Filebeat queue.disk keeps piling up even when Logstash persisted queue remains relatively empty

Hi!

So we are using the following chain:

Filebeats, that run in a K8s cluster (1 Filebeat instance on each k8s worker node) ->
2 Logstash nodes behind AWS ALB ->
Elastic search cluster

Everything works pretty well. But when the log volume is high quite often files in Filebeat queue.disk folder start piling up till we reach queue.disk.max_size .

Don't see any CPU iowaits on K8s nodes, plenty of CPU resources available. No CPU/Memory limits for Filebeat pod.

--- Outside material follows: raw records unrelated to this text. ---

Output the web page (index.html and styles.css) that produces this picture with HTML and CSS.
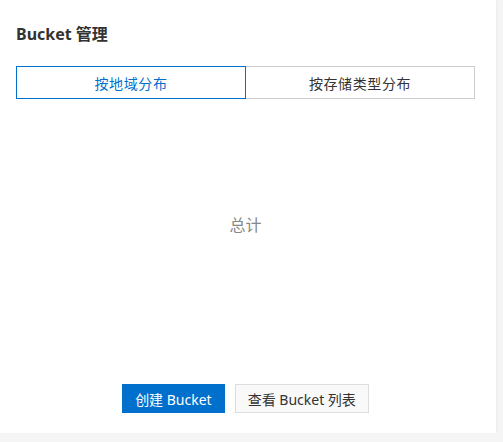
FILE: index.html
```html
<!DOCTYPE html>
<html lang="zh">
<head>
<meta charset="utf-8">
<link rel="stylesheet" href="styles.css">
</head>
<body>
<div class="card">
  <div class="title">Bucket 管理</div>
  <div class="tabs">
    <div class="tab active">按地域分布</div>
    <div class="tab">按存储类型分布</div>
  </div>
  <div class="chart">
    <div class="total">总计</div>
  </div>
  <div class="actions">
    <button class="btn primary">创建 Bucket</button>
    <button class="btn">查看 Bucket 列表</button>
  </div>
</div>
</body>
</html>
```
FILE: styles.css
```css
html, body {
  margin: 0;
  padding: 0;
  background: #f5f5f5;
  font-family: "Noto Sans", "Noto Sans CJK SC", sans-serif;
}
.card {
  box-sizing: border-box;
  width: 496px;
  height: 433px;
  background: #fff;
  box-shadow: 0 1px 3px rgba(0,0,0,0.08);
  padding: 20px 21px 20px 16px;
  display: flex;
  flex-direction: column;
}
.title {
  font-size: 16px;
  line-height: 28px;
  font-weight: 700;
  color: #333;
  margin-bottom: 18px;
}
.tabs {
  display: grid;
  grid-template-columns: 230px 1fr;
}
.tab {
  height: 33px;
  box-sizing: border-box;
  border: 1px solid #ccc;
  font-size: 14px;
  letter-spacing: 0.6px;
  color: #333;
  display: flex;
  align-items: center;
  justify-content: center;
}
.tab + .tab { margin-left: -1px; }
.tab.active {
  border-color: #0070cc;
  color: #0070cc;
  position: relative;
  z-index: 1;
}
.chart {
  flex: 1;
  padding-top: 114px;
  box-sizing: border-box;
}
.total {
  text-align: center;
  font-size: 16px;
  line-height: 24px;
  color: #888;
}
.actions {
  display: flex;
  justify-content: center;
  gap: 10px;
}
.btn {
  height: 29px;
  box-sizing: border-box;
  font-family: inherit;
  font-size: 14px;
  padding: 0 12px;
  border: 1px solid #ddd;
  background: #f9f9f9;
  color: #333;
  border-radius: 0;
  cursor: pointer;
}
.btn.primary {
  background: #0070cc;
  border-color: #0070cc;
  color: #fff;
}
```
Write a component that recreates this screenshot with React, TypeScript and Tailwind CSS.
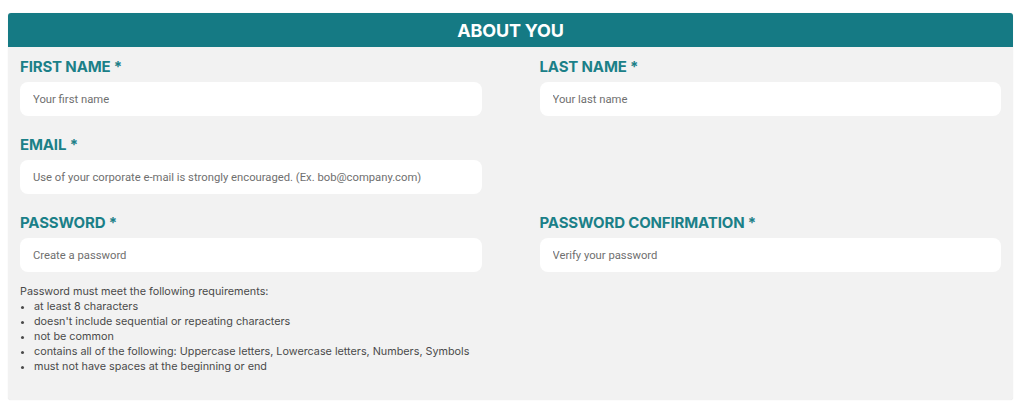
const fields = [
  { label: 'FIRST NAME *', placeholder: 'Your first name' },
  { label: 'LAST NAME *', placeholder: 'Your last name' },
];

const requirements = [
  'at least 8 characters',
  "doesn't include sequential or repeating characters",
  'not be common',
  'contains all of the following: Uppercase letters, Lowercase letters, Numbers, Symbols',
  'must not have spaces at the beginning or end',
];

function Field({ label, placeholder }: { label: string; placeholder: string }) {
  return (
    <div className="flex flex-col">
      <label className="font-['Inter',sans-serif] text-[15px] font-bold leading-[18px] tracking-[-0.15px] text-[#1b8088] h-[21px] -mt-[3px] mb-[3px]">
        {label}
      </label>
      <input
        className="h-[34px] w-full rounded-lg bg-white px-[13px] font-['Roboto',sans-serif] text-[11.25px] text-[#333] placeholder:text-[#6f6f6f] outline-none"
        placeholder={placeholder}
      />
    </div>
  );
}

export default function App() {
  return (
    <div className="min-h-screen bg-white pl-2 pr-[11px] pt-[13px] pb-2">
      <div className="rounded-[3px] bg-[#f2f2f2] overflow-hidden shadow-[0_0_1px_rgba(0,0,0,0.15)]">
        <div className="h-[34px] bg-[#157a84] flex items-center justify-center">
          <h1 className="font-['Inter',sans-serif] text-[18px] font-bold text-white tracking-[-0.2px]">ABOUT YOU</h1>
        </div>

        <div className="px-3 pt-[14px] pb-[26px] grid grid-cols-2 gap-x-[58px] gap-y-[23px]">
          {fields.map((f) => (
            <Field key={f.label} {...f} />
          ))}
          <Field
            label="EMAIL *"
            placeholder="Use of your corporate e-mail is strongly encouraged. (Ex. bob@company.com)"
          />
          <div />
          <div className="flex flex-col">
            <Field label="PASSWORD *" placeholder="Create a password" />
            <div className="mt-[12px] font-['Inter',sans-serif] text-[10.8px] leading-[15px] text-[#4a4a4a]">
              <p>Password must meet the following requirements:</p>
              <ul className="list-disc pl-[14px]">
                {requirements.map((r) => (
                  <li key={r}>{r}</li>
                ))}
              </ul>
            </div>
          </div>
          <Field label="PASSWORD CONFIRMATION *" placeholder="Verify your password" />
        </div>
      </div>
    </div>
  );
}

At the same time on both Logstash nodes persisted queue remains relatively empty. Logstash nodes are not loaded (CPU is mostly half idle) .

logstash.yml

path.data: /var/lib/logstash
pipeline.workers: 33
# we played with different batch sizes values here
pipeline.batch.size: 131072
path.config: /etc/logstash/conf.d
queue.type: persisted
queue.max_bytes: 310gb
dead_letter_queue.enable: true
dead_letter_queue.max_bytes: 35gb
path.dead_letter_queue: /var/lib/logstash/dead_letter_queue
path.logs: /var/log/logstash
log.level: info
http.host: 0.0.0.0

Logstash jvm.options:

-Xms60g
-Xmx60g
-Djava.awt.headless=true
-Dfile.encoding=UTF-8
-Djruby.compile.invokedynamic=true
-Djruby.jit.threshold=0
-Djruby.regexp.interruptible=true
-XX:+HeapDumpOnOutOfMemoryError
-Djava.security.egd=file:/dev/urandom

filebeat.yml

filebeat.inputs:

- type: container
  stream: all
  paths:
    - "/var/log/containers/*.log"
  multiline.type: pattern
  multiline.pattern: '^(\d{4})'
  multiline.negate: true
  multiline.match: after

processors:

- add_kubernetes_metadata:
    default_indexers.enabled: false
    default_matchers.enabled: false
    indexers:
      - container:
    matchers:
      - logs_path:
          logs_path: '/var/log/containers/'
          resource_type: 'container'

- drop_event:
    when:
      not:
        has_fields: ['kubernetes.labels.log-format']

output.logstash:
  hosts: logstash-nlb:5044

  loadbalance: false

  compression_level: 0

  pipelining: 5

  # tried different values from 256 to 8192
  bulk_max_size : 1024
  slow_start: false
  # tried different values from 1 to 6
  workers: 6

queue.disk:
  max_size: 25GB
  path: /usr/share/filebeat/data/queue/
  segment_size: 1MB

http.enabled: true
http.host: 0.0.0.0

I noticed that each Filebeat instance is sending logstream to Logstash nodes at a speed of around 5-15 MB/sec max. Which in our case looks to be not enough to keep up with our apps' logs.

Can anyone please help me with understanding where to look for the bottleneck? I expect Filbeats to send their buffer as fast as possible to Logstash nodes and then let them do all the heavy lifting with queuing, parsing, etc.

Thanks!

This topic was automatically closed 28 days after the last reply. New replies are no longer allowed.